+++ Records shown +++
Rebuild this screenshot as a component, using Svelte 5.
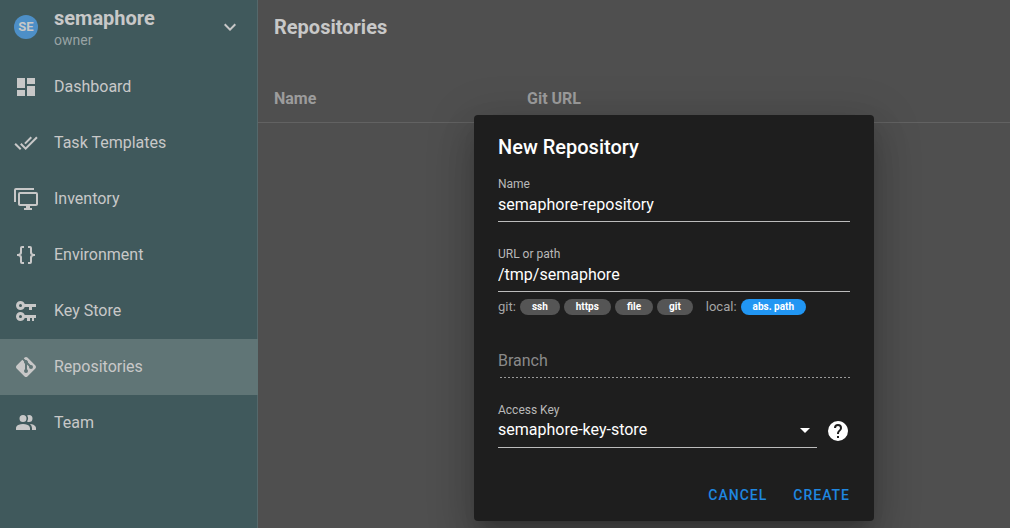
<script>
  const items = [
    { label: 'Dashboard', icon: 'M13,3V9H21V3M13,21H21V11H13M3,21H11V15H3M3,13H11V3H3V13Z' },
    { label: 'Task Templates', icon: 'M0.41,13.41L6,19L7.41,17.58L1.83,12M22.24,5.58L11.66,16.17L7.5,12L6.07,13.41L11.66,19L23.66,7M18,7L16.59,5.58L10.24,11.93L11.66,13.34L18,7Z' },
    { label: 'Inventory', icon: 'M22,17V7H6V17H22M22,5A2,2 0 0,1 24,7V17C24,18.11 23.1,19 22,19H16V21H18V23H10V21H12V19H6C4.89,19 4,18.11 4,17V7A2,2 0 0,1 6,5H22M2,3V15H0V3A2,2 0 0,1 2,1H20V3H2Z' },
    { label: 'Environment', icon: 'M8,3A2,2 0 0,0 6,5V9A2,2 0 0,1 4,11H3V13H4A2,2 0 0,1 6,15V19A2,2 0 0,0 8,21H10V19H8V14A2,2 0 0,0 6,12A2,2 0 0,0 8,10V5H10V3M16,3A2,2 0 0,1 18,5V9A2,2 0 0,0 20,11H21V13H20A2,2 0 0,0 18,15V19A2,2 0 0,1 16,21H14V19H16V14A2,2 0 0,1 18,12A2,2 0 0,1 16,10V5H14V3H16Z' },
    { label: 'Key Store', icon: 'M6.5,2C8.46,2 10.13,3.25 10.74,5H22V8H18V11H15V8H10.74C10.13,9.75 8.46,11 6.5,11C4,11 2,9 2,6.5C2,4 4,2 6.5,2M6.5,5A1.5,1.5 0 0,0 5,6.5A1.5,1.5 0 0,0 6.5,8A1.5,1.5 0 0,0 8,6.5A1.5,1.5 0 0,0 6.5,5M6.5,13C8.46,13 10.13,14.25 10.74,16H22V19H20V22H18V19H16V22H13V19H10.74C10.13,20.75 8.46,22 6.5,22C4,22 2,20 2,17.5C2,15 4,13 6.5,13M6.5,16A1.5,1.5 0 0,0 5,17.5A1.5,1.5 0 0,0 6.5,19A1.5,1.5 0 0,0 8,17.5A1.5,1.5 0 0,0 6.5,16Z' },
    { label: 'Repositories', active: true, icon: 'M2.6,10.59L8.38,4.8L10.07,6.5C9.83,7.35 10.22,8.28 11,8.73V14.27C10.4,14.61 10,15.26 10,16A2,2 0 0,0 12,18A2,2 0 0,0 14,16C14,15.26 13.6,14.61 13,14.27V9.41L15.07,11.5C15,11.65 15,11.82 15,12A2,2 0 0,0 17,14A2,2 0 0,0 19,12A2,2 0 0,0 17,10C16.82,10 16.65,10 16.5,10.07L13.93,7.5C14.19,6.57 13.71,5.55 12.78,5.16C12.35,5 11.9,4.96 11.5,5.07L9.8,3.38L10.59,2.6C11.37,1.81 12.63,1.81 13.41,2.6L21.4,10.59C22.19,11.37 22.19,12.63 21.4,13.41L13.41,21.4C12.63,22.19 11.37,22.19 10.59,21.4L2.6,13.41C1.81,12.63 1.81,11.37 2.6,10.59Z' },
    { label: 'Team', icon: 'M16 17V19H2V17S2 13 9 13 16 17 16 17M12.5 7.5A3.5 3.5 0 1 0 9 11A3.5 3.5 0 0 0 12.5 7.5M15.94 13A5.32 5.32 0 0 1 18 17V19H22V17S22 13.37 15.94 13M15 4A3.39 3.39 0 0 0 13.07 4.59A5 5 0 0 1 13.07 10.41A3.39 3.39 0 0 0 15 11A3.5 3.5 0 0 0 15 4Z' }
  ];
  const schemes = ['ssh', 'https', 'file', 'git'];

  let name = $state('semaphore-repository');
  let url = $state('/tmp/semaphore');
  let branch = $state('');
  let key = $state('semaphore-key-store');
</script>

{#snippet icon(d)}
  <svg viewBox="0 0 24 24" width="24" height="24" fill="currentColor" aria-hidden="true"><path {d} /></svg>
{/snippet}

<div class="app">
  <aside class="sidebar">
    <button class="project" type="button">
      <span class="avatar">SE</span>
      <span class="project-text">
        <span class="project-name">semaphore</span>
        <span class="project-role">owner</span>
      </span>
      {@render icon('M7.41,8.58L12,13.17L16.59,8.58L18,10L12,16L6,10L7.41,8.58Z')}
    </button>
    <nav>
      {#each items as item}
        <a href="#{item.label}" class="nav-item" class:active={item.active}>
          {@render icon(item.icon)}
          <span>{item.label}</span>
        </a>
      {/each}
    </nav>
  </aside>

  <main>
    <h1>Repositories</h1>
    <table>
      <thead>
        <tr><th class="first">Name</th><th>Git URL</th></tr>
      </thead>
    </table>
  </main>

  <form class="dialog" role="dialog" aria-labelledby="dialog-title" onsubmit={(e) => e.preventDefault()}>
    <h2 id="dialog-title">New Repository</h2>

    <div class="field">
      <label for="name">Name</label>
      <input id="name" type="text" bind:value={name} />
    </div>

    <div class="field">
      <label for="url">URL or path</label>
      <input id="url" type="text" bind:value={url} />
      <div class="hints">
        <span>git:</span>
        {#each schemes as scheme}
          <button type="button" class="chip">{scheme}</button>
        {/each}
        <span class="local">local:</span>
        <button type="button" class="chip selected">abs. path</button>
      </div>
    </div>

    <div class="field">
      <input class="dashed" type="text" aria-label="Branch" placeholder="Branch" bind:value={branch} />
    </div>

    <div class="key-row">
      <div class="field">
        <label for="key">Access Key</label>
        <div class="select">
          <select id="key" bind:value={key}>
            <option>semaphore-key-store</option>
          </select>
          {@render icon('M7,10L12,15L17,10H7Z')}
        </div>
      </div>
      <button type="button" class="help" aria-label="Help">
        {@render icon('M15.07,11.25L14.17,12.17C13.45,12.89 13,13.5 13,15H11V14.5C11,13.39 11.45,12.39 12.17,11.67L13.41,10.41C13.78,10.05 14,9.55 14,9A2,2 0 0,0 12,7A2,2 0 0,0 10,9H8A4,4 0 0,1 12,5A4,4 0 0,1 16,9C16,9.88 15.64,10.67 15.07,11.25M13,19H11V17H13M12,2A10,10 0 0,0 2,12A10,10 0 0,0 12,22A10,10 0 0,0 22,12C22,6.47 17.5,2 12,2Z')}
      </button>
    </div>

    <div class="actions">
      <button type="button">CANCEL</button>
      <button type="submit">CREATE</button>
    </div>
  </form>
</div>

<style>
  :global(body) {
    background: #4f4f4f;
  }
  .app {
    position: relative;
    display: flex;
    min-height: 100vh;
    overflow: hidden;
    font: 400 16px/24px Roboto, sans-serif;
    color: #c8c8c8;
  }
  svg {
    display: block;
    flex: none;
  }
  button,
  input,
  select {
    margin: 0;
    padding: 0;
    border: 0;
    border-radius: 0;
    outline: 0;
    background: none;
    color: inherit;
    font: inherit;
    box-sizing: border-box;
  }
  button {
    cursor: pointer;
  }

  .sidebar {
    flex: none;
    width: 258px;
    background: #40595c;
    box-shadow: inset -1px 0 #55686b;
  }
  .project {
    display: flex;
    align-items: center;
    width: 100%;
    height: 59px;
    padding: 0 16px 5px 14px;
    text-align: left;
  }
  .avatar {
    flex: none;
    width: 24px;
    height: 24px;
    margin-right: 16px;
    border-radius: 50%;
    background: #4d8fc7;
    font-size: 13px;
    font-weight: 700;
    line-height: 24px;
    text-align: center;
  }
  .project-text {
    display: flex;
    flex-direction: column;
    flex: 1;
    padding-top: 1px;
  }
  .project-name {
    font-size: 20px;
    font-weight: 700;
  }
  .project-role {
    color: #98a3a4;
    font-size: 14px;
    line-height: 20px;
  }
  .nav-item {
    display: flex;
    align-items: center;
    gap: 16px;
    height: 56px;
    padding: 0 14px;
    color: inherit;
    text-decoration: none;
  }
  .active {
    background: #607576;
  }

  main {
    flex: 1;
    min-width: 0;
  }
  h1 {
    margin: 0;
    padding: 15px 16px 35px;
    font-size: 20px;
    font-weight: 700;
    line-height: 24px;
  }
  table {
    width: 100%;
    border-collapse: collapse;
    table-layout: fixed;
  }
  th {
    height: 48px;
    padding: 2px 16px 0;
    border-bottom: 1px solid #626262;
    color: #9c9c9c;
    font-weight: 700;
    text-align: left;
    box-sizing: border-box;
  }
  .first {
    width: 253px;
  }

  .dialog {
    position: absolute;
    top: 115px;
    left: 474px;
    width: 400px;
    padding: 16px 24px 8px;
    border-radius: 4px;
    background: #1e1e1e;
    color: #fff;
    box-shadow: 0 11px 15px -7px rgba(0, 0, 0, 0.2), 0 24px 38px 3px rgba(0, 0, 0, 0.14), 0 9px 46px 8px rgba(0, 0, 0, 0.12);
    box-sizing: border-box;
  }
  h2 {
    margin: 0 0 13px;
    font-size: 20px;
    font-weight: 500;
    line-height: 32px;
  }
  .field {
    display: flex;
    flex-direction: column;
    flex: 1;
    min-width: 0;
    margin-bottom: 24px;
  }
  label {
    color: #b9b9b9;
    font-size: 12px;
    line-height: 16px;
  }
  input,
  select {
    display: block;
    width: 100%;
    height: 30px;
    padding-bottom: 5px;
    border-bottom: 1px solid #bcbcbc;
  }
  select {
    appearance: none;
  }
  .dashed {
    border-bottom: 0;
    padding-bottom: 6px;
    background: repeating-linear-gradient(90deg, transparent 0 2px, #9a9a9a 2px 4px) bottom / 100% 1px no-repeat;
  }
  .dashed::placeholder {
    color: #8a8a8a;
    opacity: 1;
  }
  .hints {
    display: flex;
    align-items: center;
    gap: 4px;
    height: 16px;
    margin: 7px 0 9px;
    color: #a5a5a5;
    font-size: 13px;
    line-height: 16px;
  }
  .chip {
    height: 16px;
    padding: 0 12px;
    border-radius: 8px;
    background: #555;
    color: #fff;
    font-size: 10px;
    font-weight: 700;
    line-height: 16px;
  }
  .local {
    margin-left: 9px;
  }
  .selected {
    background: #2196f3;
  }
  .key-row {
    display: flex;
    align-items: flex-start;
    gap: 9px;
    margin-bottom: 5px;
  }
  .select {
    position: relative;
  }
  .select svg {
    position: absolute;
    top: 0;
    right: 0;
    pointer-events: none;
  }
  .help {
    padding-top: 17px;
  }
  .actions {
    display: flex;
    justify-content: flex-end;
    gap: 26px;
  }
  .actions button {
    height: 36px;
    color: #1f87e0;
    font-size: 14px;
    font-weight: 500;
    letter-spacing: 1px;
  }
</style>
+++
+++ Records shown +++
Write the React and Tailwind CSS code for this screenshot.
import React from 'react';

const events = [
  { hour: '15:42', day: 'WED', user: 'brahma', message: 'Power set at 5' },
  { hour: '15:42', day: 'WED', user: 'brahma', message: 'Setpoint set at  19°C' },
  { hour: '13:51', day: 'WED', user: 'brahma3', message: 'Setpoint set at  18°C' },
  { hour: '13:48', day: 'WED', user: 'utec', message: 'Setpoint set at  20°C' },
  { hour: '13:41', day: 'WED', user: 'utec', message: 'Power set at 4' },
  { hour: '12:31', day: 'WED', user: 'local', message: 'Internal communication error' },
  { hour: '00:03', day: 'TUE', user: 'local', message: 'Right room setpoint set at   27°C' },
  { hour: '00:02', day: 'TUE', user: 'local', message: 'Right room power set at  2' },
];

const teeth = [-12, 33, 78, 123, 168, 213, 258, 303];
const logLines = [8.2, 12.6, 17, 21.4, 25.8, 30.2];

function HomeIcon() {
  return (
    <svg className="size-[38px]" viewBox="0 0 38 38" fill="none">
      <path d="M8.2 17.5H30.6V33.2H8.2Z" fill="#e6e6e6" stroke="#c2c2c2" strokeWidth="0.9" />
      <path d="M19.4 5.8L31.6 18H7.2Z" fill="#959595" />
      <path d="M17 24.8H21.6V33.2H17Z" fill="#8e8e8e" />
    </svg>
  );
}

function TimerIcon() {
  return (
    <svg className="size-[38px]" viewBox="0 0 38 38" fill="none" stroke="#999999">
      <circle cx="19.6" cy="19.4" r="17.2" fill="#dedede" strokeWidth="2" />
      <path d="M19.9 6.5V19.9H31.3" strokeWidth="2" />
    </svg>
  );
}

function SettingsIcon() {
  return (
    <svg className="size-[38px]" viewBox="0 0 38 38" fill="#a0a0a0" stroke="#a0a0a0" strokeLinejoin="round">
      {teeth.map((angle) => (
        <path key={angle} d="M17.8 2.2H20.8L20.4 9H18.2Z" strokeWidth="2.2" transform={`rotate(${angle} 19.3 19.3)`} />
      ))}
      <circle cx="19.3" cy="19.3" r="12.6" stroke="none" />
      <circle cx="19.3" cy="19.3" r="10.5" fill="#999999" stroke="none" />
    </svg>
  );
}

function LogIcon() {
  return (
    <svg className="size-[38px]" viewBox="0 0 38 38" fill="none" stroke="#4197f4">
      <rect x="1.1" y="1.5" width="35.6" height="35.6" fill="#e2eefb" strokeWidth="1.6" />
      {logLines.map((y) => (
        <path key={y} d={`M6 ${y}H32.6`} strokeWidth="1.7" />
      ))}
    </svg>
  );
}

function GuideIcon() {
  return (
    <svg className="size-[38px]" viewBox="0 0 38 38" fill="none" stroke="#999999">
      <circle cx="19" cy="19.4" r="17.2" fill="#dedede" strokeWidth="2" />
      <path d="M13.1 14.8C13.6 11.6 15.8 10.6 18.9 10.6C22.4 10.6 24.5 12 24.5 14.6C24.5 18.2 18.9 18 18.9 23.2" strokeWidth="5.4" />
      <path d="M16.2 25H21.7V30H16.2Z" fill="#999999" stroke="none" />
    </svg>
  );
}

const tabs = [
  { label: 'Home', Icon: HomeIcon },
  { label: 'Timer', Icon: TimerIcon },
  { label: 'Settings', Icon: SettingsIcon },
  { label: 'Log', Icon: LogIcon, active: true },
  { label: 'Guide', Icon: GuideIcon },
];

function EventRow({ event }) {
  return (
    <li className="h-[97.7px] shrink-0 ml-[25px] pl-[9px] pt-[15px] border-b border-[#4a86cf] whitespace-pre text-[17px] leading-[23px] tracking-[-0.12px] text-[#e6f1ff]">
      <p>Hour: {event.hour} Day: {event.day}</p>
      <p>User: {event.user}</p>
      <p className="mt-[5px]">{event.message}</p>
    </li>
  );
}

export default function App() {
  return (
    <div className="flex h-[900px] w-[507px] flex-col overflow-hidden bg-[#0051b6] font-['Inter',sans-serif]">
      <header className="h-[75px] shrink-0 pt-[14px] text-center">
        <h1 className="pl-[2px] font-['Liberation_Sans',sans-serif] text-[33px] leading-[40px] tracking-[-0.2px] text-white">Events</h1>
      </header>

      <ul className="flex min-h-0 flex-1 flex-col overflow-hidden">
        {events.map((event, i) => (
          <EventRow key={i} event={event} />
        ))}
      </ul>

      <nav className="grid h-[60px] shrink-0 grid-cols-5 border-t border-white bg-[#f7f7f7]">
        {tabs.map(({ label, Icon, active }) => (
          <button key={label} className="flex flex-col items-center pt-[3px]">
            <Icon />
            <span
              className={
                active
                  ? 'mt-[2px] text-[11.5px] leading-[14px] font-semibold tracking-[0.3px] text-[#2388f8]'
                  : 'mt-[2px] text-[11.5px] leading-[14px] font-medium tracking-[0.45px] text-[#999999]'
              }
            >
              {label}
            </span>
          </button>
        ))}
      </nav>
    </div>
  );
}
+++
→ Goal: Copy out exactly the lines from the one containing "Write the React" to the one containing "import React from 'react';", both ends inclusive.

→ Final answer:
Write the React and Tailwind CSS code for this screenshot.
import React from 'react';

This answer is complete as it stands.